Date of Award

Spring 2023

Document Type

Open Access Dissertation

First Advisor

Raymond Torres


Floodplains are spatially complex landscapes with a variety of surface features and landforms. These low-relief, low-gradient landscapes may contain extensive networks of well-defined channels and topographically connected depressions, and in some cases, the channels originate as cuts across levees or banks of the main river, referred to as through-bank channels. Corresponding complex patterns of inundation and flow have been detected through remote sensing and in field observations. The complex floodplain flows in response to the passing of flood waves is, however, poorly quantified. This work aims to increase fundamental understanding of floodplain flows and to highlight controls on floodplain wetting, circulation and draining.

Surface water flows dynamics over a topographically complex floodplain are quantified using a novel and robust observation approach, the Triangular Facet method. The approach requires a minimum of three stage measurements and can be applied to any inundated surface, across a range of temporal and spatial scales. Water level and flow directions are synchronously measured. The Triangular Facet revealed complex and highly variable flow patterns, including abrupt flow reversal. Flows during sub-bankfull inundation (via through-bank channels, river stage is below bankfull stage) are particularly variable, including multiple abrupt flow reversals, while overbank inundation produces a more subdued response with slow rotations. The “triangular facet” approach provides a new type of mesoscale insight of flow processes over inundated landscapes, highlighting flow complexity. Moreover, the approach provides information on floods that represent a compromise between in-situ point velocimeter measurements and satellite remote sensing.

Systemwide understanding of floodplain flow dynamics is obtained by process-based numerical modeling under realistic and unsteady forcing conditions. Calibration and validation of the hydrodynamic model was conducted using in-situ field observations obtained with Triangular Facet approach. Simulations highlight floodplain inundation dynamics for two conditions, the passage of sub-bankfull and overbank flood waves. Sub-bankfull inundation commences with the passage of the flood wave crest beyond the lower elevation levee breaches, and floodplain wetting is guided by the channel network. Hence, the upstream sub-bankfull inundation area expands while much of the downstream floodplain remains dry. The onset of overbank flow is spatially variable but becomes continuous, and the through-bank channels persist as preferential pathways that produce higher velocity flows several kilometers inland. Meanwhile, near-stagnant zones develop between through-bank channel mouths, where water is temporarily stored and routed to the channel network. Also, the majority of the inundation water enters the study area from the upstream floodplain (intra-floodplain flow).

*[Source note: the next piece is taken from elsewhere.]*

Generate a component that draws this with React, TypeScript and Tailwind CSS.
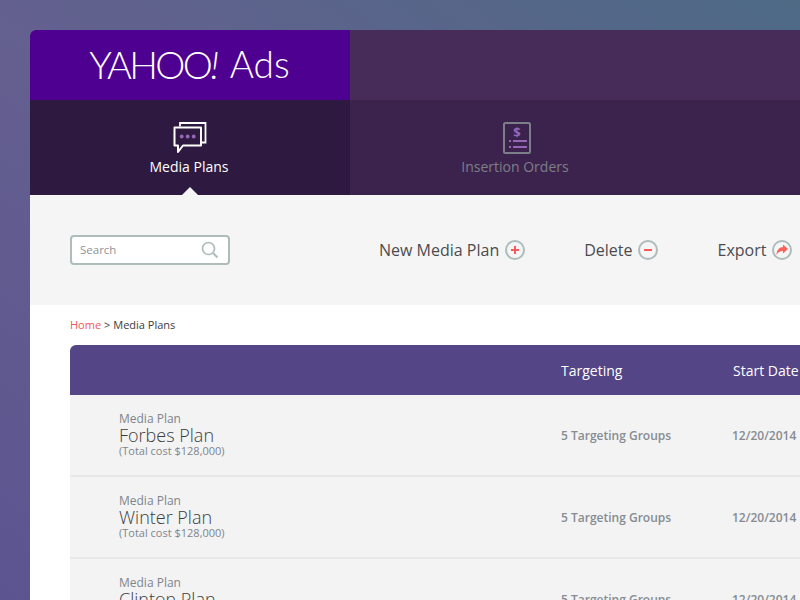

To glean deeper insight into processes governing floodplain circulation, reduced complexity simulations were conducted using synthetic hydrographs, constrained by observations. Findings indicate that shallow rising gradients produce enhanced floodplain inundation and result in lower river water levels. Steeper rising gradients deter inundation processes and cause higher water levels in the river. On the contrary, shallow falling stages enhance overall floodplain drainage processes. Steep falling stages, however, result in greater floodplain water retention. The substantial variation in inundation and drainage processes result from highly variable and complex flow patterns resulting from various rates of change of stage that appear to be dependent on flow thresholds associated with submergence and emergence of topography.

Collectively, these findings highlight complex flows in response to floodplain wetting and draining processes, mutually depending on stage, rate of change of stage, inundation process (sub-bankfull or overbank), intra-floodplain flows, initial floodplain wetting conditions, submergence and emergence of topography. Floodplain wetting and draining processes significantly influence flow direction, and characteristics of the flood wave over the floodplain surface such that a single stage in the main channel does not uniquely define floodplain flow hydraulics. Given these findings we propose that assessments of floodplain hydraulic connectivity account for the effects of heterogeneous levee structure, intra-floodplain exchanges, as well as the typical flow thresholds associated with submergence and emergence of topography. Understanding floodplain flows has important implications as increasingly susceptible to flooding, and this view is especially relevant given the role of modern climate change in compound flooding. Detailed insight on water circulation can aid in, for example, flood hazard and mitigation analyses and in maintaining floodplain ecosystems and water quality, and for dam management.